### WHAT IS EXPECTED:
Word for word, copy all the data and drop the pictures.

### DATA EXCERPT:
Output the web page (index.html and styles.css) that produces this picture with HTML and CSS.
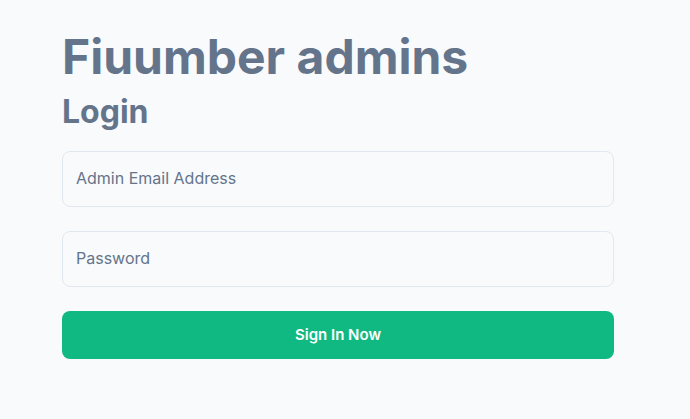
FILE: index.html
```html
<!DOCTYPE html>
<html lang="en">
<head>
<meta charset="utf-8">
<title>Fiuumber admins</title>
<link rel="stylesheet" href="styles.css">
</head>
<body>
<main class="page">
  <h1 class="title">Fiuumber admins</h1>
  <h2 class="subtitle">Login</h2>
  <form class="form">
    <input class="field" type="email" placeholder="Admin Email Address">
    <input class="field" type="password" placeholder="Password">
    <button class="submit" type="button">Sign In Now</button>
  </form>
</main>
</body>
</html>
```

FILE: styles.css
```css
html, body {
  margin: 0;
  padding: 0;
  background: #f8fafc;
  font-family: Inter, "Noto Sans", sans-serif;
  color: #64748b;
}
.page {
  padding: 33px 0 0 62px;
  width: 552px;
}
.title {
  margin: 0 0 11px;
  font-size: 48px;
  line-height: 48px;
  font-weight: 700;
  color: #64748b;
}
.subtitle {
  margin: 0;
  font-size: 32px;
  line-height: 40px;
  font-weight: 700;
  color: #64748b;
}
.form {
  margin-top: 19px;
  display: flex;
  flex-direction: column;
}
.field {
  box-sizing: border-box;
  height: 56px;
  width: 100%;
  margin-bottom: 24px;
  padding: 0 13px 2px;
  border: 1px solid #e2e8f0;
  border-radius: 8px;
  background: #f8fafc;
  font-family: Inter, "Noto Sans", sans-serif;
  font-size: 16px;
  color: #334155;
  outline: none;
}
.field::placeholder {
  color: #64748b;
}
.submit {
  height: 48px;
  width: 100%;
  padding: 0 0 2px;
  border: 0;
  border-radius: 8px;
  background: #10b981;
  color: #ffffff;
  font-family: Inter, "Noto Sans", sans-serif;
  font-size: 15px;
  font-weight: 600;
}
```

### THE RESULT:
Output the web page (index.html and styles.css) that produces this picture with HTML and CSS.
FILE: index.html
```html
<!DOCTYPE html>
<html lang="en">
<head>
<meta charset="utf-8">
<title>Fiuumber admins</title>
<link rel="stylesheet" href="styles.css">
</head>
<body>
<main class="page">
  <h1 class="title">Fiuumber admins</h1>
  <h2 class="subtitle">Login</h2>
  <form class="form">
    <input class="field" type="email" placeholder="Admin Email Address">
    <input class="field" type="password" placeholder="Password">
    <button class="submit" type="button">Sign In Now</button>
  </form>
</main>
</body>
</html>
```

FILE: styles.css
```css
html, body {
  margin: 0;
  padding: 0;
  background: #f8fafc;
  font-family: Inter, "Noto Sans", sans-serif;
  color: #64748b;
}
.page {
  padding: 33px 0 0 62px;
  width: 552px;
}
.title {
  margin: 0 0 11px;
  font-size: 48px;
  line-height: 48px;
  font-weight: 700;
  color: #64748b;
}
.subtitle {
  margin: 0;
  font-size: 32px;
  line-height: 40px;
  font-weight: 700;
  color: #64748b;
}
.form {
  margin-top: 19px;
  display: flex;
  flex-direction: column;
}
.field {
  box-sizing: border-box;
  height: 56px;
  width: 100%;
  margin-bottom: 24px;
  padding: 0 13px 2px;
  border: 1px solid #e2e8f0;
  border-radius: 8px;
  background: #f8fafc;
  font-family: Inter, "Noto Sans", sans-serif;
  font-size: 16px;
  color: #334155;
  outline: none;
}
.field::placeholder {
  color: #64748b;
}
.submit {
  height: 48px;
  width: 100%;
  padding: 0 0 2px;
  border: 0;
  border-radius: 8px;
  background: #10b981;
  color: #ffffff;
  font-family: Inter, "Noto Sans", sans-serif;
  font-size: 15px;
  font-weight: 600;
}
```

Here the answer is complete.